-- Start Records shown --

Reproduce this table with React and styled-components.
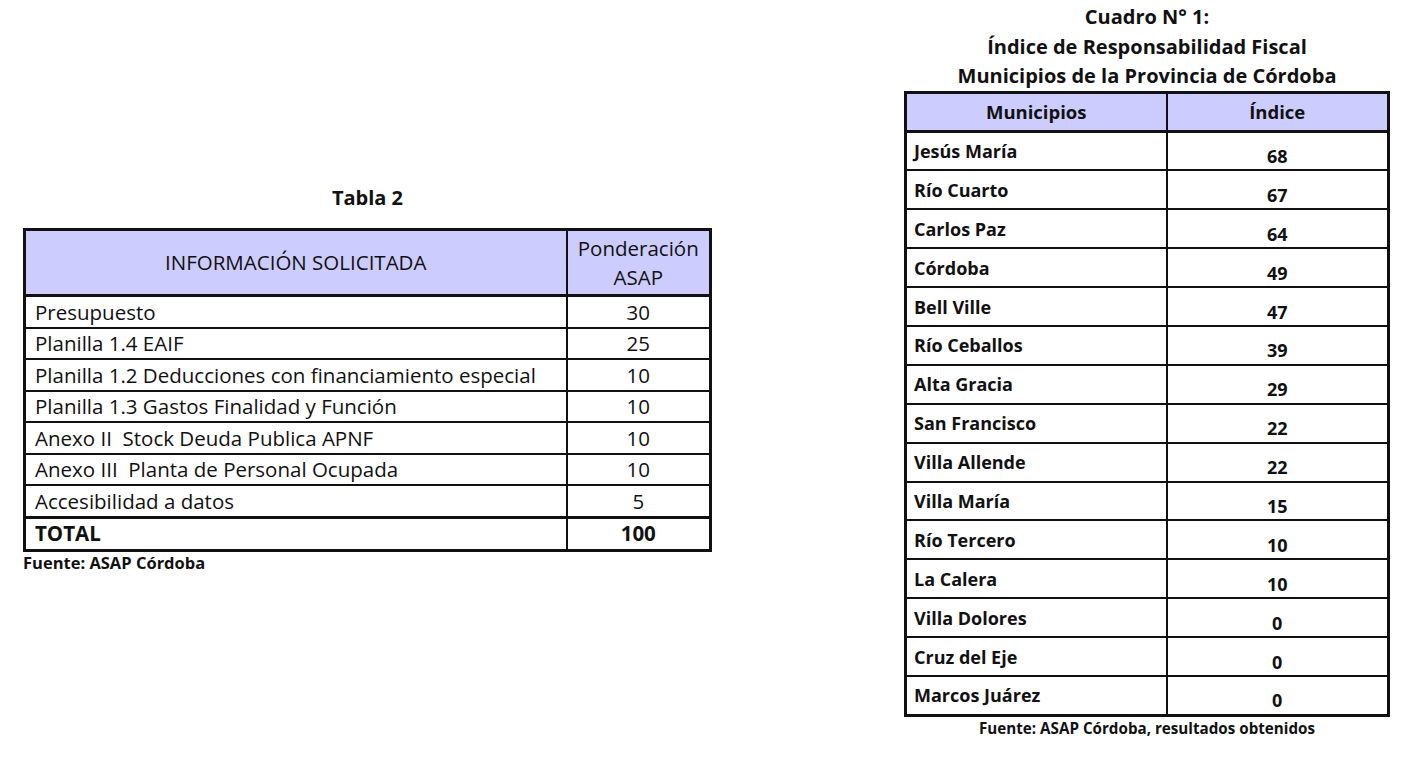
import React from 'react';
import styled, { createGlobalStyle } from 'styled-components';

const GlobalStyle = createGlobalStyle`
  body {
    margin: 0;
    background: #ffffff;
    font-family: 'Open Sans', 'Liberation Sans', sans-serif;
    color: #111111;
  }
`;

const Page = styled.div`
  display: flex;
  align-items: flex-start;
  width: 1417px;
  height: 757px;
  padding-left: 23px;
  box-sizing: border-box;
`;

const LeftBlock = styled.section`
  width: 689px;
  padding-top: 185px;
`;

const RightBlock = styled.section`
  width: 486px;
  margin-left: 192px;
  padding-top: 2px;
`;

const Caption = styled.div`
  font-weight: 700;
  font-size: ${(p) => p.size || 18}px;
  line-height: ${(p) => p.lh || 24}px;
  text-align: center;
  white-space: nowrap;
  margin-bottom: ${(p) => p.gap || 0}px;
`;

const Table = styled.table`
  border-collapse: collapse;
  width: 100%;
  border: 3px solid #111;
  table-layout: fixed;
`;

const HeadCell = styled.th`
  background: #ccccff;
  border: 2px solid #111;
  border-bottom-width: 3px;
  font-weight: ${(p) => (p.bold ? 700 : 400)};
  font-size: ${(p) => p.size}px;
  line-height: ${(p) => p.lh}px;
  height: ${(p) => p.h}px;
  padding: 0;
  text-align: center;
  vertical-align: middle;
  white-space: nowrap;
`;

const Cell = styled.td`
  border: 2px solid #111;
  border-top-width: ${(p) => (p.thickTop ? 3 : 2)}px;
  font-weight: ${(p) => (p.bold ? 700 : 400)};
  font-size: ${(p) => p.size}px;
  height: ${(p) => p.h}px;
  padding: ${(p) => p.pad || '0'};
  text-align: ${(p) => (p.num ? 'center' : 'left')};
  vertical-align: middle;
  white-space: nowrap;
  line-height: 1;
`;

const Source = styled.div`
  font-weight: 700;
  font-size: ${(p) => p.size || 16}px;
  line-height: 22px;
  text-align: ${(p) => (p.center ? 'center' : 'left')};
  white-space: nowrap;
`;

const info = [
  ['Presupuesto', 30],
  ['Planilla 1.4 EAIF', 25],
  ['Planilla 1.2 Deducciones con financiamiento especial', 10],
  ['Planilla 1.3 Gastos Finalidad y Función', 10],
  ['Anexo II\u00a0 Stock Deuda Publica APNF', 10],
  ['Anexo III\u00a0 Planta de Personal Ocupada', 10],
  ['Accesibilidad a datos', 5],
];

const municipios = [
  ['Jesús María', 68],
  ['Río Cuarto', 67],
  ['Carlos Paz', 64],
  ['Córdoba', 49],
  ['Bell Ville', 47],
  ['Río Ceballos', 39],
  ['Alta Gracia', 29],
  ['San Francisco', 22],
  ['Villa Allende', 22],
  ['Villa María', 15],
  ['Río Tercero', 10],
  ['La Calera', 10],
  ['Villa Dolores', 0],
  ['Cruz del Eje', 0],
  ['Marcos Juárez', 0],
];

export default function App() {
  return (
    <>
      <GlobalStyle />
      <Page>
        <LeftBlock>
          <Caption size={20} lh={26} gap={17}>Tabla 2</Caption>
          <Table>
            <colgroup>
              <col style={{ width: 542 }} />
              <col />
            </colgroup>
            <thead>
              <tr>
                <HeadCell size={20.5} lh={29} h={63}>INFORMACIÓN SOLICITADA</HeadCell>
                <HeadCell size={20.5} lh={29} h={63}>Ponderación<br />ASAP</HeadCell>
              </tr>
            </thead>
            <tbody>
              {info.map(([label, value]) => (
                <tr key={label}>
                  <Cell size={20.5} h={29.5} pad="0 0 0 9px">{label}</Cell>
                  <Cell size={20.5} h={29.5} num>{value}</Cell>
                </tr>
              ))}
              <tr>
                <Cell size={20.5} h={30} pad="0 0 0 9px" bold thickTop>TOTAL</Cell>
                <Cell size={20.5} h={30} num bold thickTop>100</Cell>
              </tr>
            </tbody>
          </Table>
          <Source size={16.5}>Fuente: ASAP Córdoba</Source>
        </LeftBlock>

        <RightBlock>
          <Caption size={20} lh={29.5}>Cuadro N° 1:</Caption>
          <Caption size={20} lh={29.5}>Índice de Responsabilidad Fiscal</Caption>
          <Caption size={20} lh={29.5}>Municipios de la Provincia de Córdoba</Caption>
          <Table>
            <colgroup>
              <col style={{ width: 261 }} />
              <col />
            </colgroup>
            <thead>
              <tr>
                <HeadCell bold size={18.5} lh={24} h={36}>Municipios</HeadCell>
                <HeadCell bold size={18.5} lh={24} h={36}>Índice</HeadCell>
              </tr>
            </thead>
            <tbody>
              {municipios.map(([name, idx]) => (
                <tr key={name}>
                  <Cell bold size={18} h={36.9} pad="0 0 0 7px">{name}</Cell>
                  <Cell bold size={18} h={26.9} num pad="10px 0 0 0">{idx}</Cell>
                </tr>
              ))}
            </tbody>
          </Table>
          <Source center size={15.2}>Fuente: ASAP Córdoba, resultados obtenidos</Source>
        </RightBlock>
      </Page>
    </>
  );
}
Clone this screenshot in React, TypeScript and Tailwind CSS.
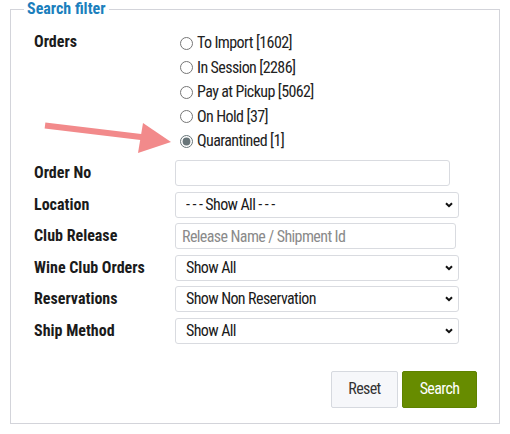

-- End Records shown --

#### Stated problem
Retype each record exactly as it stands, but do not include the pictures.

#### Final answer
Reproduce this table with React and styled-components.
import React from 'react';
import styled, { createGlobalStyle } from 'styled-components';

const GlobalStyle = createGlobalStyle`
  body {
    margin: 0;
    background: #ffffff;
    font-family: 'Open Sans', 'Liberation Sans', sans-serif;
    color: #111111;
  }
`;

const Page = styled.div`
  display: flex;
  align-items: flex-start;
  width: 1417px;
  height: 757px;
  padding-left: 23px;
  box-sizing: border-box;
`;

const LeftBlock = styled.section`
  width: 689px;
  padding-top: 185px;
`;

const RightBlock = styled.section`
  width: 486px;
  margin-left: 192px;
  padding-top: 2px;
`;

const Caption = styled.div`
  font-weight: 700;
  font-size: ${(p) => p.size || 18}px;
  line-height: ${(p) => p.lh || 24}px;
  text-align: center;
  white-space: nowrap;
  margin-bottom: ${(p) => p.gap || 0}px;
`;

const Table = styled.table`
  border-collapse: collapse;
  width: 100%;
  border: 3px solid #111;
  table-layout: fixed;
`;

const HeadCell = styled.th`
  background: #ccccff;
  border: 2px solid #111;
  border-bottom-width: 3px;
  font-weight: ${(p) => (p.bold ? 700 : 400)};
  font-size: ${(p) => p.size}px;
  line-height: ${(p) => p.lh}px;
  height: ${(p) => p.h}px;
  padding: 0;
  text-align: center;
  vertical-align: middle;
  white-space: nowrap;
`;

const Cell = styled.td`
  border: 2px solid #111;
  border-top-width: ${(p) => (p.thickTop ? 3 : 2)}px;
  font-weight: ${(p) => (p.bold ? 700 : 400)};
  font-size: ${(p) => p.size}px;
  height: ${(p) => p.h}px;
  padding: ${(p) => p.pad || '0'};
  text-align: ${(p) => (p.num ? 'center' : 'left')};
  vertical-align: middle;
  white-space: nowrap;
  line-height: 1;
`;

const Source = styled.div`
  font-weight: 700;
  font-size: ${(p) => p.size || 16}px;
  line-height: 22px;
  text-align: ${(p) => (p.center ? 'center' : 'left')};
  white-space: nowrap;
`;

const info = [
  ['Presupuesto', 30],
  ['Planilla 1.4 EAIF', 25],
  ['Planilla 1.2 Deducciones con financiamiento especial', 10],
  ['Planilla 1.3 Gastos Finalidad y Función', 10],
  ['Anexo II\u00a0 Stock Deuda Publica APNF', 10],
  ['Anexo III\u00a0 Planta de Personal Ocupada', 10],
  ['Accesibilidad a datos', 5],
];

const municipios = [
  ['Jesús María', 68],
  ['Río Cuarto', 67],
  ['Carlos Paz', 64],
  ['Córdoba', 49],
  ['Bell Ville', 47],
  ['Río Ceballos', 39],
  ['Alta Gracia', 29],
  ['San Francisco', 22],
  ['Villa Allende', 22],
  ['Villa María', 15],
  ['Río Tercero', 10],
  ['La Calera', 10],
  ['Villa Dolores', 0],
  ['Cruz del Eje', 0],
  ['Marcos Juárez', 0],
];

export default function App() {
  return (
    <>
      <GlobalStyle />
      <Page>
        <LeftBlock>
          <Caption size={20} lh={26} gap={17}>Tabla 2</Caption>
          <Table>
            <colgroup>
              <col style={{ width: 542 }} />
              <col />
            </colgroup>
            <thead>
              <tr>
                <HeadCell size={20.5} lh={29} h={63}>INFORMACIÓN SOLICITADA</HeadCell>
                <HeadCell size={20.5} lh={29} h={63}>Ponderación<br />ASAP</HeadCell>
              </tr>
            </thead>
            <tbody>
              {info.map(([label, value]) => (
                <tr key={label}>
                  <Cell size={20.5} h={29.5} pad="0 0 0 9px">{label}</Cell>
                  <Cell size={20.5} h={29.5} num>{value}</Cell>
                </tr>
              ))}
              <tr>
                <Cell size={20.5} h={30} pad="0 0 0 9px" bold thickTop>TOTAL</Cell>
                <Cell size={20.5} h={30} num bold thickTop>100</Cell>
              </tr>
            </tbody>
          </Table>
          <Source size={16.5}>Fuente: ASAP Córdoba</Source>
        </LeftBlock>

        <RightBlock>
          <Caption size={20} lh={29.5}>Cuadro N° 1:</Caption>
          <Caption size={20} lh={29.5}>Índice de Responsabilidad Fiscal</Caption>
          <Caption size={20} lh={29.5}>Municipios de la Provincia de Córdoba</Caption>
          <Table>
            <colgroup>
              <col style={{ width: 261 }} />
              <col />
            </colgroup>
            <thead>
              <tr>
                <HeadCell bold size={18.5} lh={24} h={36}>Municipios</HeadCell>
                <HeadCell bold size={18.5} lh={24} h={36}>Índice</HeadCell>
              </tr>
            </thead>
            <tbody>
              {municipios.map(([name, idx]) => (
                <tr key={name}>
                  <Cell bold size={18} h={36.9} pad="0 0 0 7px">{name}</Cell>
                  <Cell bold size={18} h={26.9} num pad="10px 0 0 0">{idx}</Cell>
                </tr>
              ))}
            </tbody>
          </Table>
          <Source center size={15.2}>Fuente: ASAP Córdoba, resultados obtenidos</Source>
        </RightBlock>
      </Page>
    </>
  );
}
Clone this screenshot in React, TypeScript and Tailwind CSS.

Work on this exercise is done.